In fact, since First Contact in 1996, it seems possible that the “original” Star Trek timeline has been modified, and tweaked by various temporal incursions, many, many times over. In Enterprise—the first province of Agent Daniels—Zefram Cochrane remembered the Borg, indicating that the “current” timeline is the one in which Picard and the crew helped restore the events of 2063. If Picard and the Enterprise-E crew weren’t part of a predestination paradox, and some version of First Contact occurred in another timeline without their intercession, then that means everything in Enterprise already exists in a separate timeline from all the canon that came before it.
On top of this, Enterprise season 3 Daniels (Kovich) told Archer that the war with the Xindi and Starfleet in the 22nd century existed only because of temporal incursions. This, too, suggests that Enterprise was creating a slightly divergent timeline all along, one a bit different from whatever existed in TOS, TNG, DS9, and Voyager, prior to First Contact.
In the 2023 Strange New Worlds season 2 episode, “Tomorrow and Tomorrow and Tomorrow,” there was even more evidence that the Prime Timeline is in flux. Now, Khan no longer rises to power on Earth in the 1990s, but later, in the early 21st century, due to continuing temporal changes. Clearly, whatever happened with the Temporal Wars that we first glimpse in Enterprise is still sending ripples through the entire canon.
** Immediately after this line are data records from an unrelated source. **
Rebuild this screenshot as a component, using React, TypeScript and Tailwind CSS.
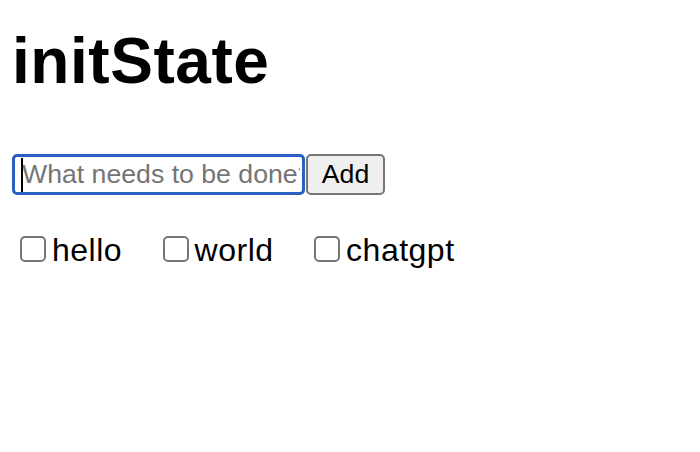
import React from "react";

export default function App() {
  const items = ["hello", "world", "chatgpt"];
  return (
    <div
      className="min-h-[452px] w-[700px] bg-white pl-[12px] pt-[24px] text-black"
      style={{ fontFamily: '"Liberation Sans", Arial, sans-serif' }}
    >
      <h1 className="m-0 text-[64px] font-bold leading-[74px] tracking-[0.55px]">initState</h1>
      <div className="mt-[56px] flex h-[41px] items-stretch">
        <div className="relative h-[41px] w-[293px]">
          <input
            type="text"
            placeholder="What needs to be done?"
            className="box-border h-[41px] w-[293px] rounded-[5px] border-[3px] border-[#2b5fc4] bg-white pl-[7px] pr-[2px] text-[26.67px] leading-[31px] text-black outline-none placeholder:text-[#757575]"
            style={{ fontFamily: '"Liberation Sans", Arial, sans-serif' }}
          />
          <span className="pointer-events-none absolute left-[9px] top-[4px] h-[34px] w-[2px] bg-black" />
        </div>
        <button
          type="button"
          className="ml-[1px] box-border h-[41px] w-[79px] rounded-[5px] border-2 border-[#767676] bg-[#efefef] text-[26.67px] leading-[31px] text-black"
          style={{ fontFamily: '"Liberation Sans", Arial, sans-serif' }}
        >
          Add
        </button>
      </div>
      <div className="mt-[37px] flex items-start pl-[8px]">
        {items.map((t) => (
          <label key={t} className="mr-[40.5px] flex items-start">
            <span className="mt-[4px] box-border h-[26px] w-[26px] rounded-[5px] border-2 border-[#767676] bg-white" />
            <span className="ml-[6px] text-[32px] leading-[37px] tracking-[0.5px]">{t}</span>
          </label>
        ))}
      </div>
    </div>
  );
}
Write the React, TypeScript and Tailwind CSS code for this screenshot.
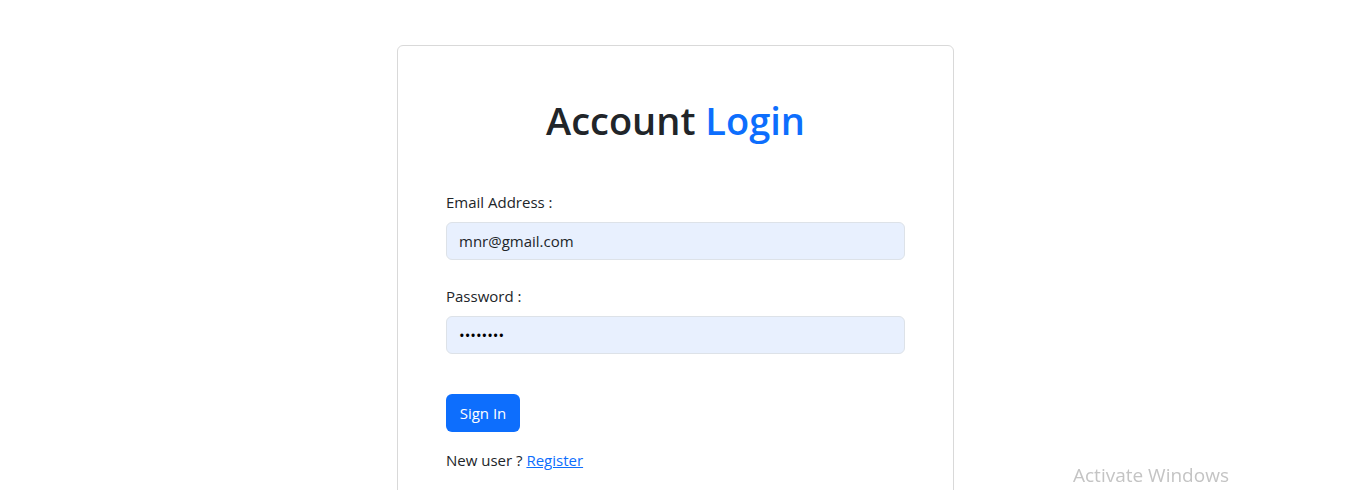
export default function App() {
  return (
    <div className="min-h-screen bg-white pl-[3px] pt-[45px] font-['Open_Sans',sans-serif] text-[#212529]">
      {/* Login card */}
      <div className="mx-auto w-[557px] rounded-md border border-[#d9d9d9] px-12 pb-12 pt-[50px]">
        <h1 className="text-center text-[38px] font-semibold leading-[48px]">
          Account <span className="text-[#0d6efd]">Login</span>
        </h1>

        <form className="mt-[46px]" onSubmit={(e) => e.preventDefault()}>
          <label htmlFor="email" className="mb-2 block text-[15px] leading-6">
            Email Address :
          </label>
          <input
            id="email"
            type="email"
            defaultValue="mnr@gmail.com"
            className="block h-[38px] w-full rounded-md border border-[#dde2e8] bg-[#e8f0fe] px-3 text-[15px] text-[#212529] outline-none"
          />

          <label htmlFor="password" className="mb-2 mt-6 block text-[15px] leading-6">
            Password :
          </label>
          <input
            id="password"
            type="password"
            defaultValue="12345678"
            className="block h-[38px] w-full rounded-md border border-[#dde2e8] bg-[#e8f0fe] px-3 text-[15px] text-black outline-none"
          />

          <button
            type="submit"
            className="mt-10 h-[38px] w-[74px] rounded-md bg-[#0d6efd] text-[15px] text-white"
          >
            Sign In
          </button>

          <p className="mt-4 text-[15px] leading-6">
            New user ?{" "}
            <a href="#" className="text-[#0d6efd] underline">
              Register
            </a>
          </p>
        </form>
      </div>

      {/* Windows watermark */}
      <div className="fixed left-[1073px] top-[461px] text-[19px] text-[#c4c4c4]">
        Activate Windows
      </div>
    </div>
  )
}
By explicitly connecting Kovich to Enterprise though, what Discovery has done is create a kind of comprehensive handwave courtesy of one of the franchise’s foremost time travelers. But whether you choose to believe Daniels reintroduction in the 32nd Century means a lot more temporal shifts have occurred than we know of, revealing Kovich’s true identity was always part of the season 5 plan, as showrunner Michelle Paradise tells Den of Geek.
“Very early on, we knew we were going to have to answer the backstory of this character and who he is and that it had to be worthy of the character himself and the way David plays him,” Paradise says. “A couple of our writers who are very familiar with Star Trek: Enterprise suggested Daniels and the minute they did, all of our heads exploded a little bit because it just felt like that makes sense. We knew, coming into this season, that we wanted to answer that in what, at the time, we thought was the season finale.”
Assuming the Star Trek franchise can coax back Cronenberg for recurring roles on other shows or movies, the universe now has a character who knows more about the various chronologies than anyone else (other than maybe Q) and who can pop in whenever time shenanigans are going on. The great thing that makes Kovich/Daniels unique to Q is that he’s not superpowered or all knowing. He’s simply a guy who’s been around a long time, and some of that longevity is because of time travel.
After all, Kovich is only human. Or, as he told Captain Archer all those years ago, “more or less.”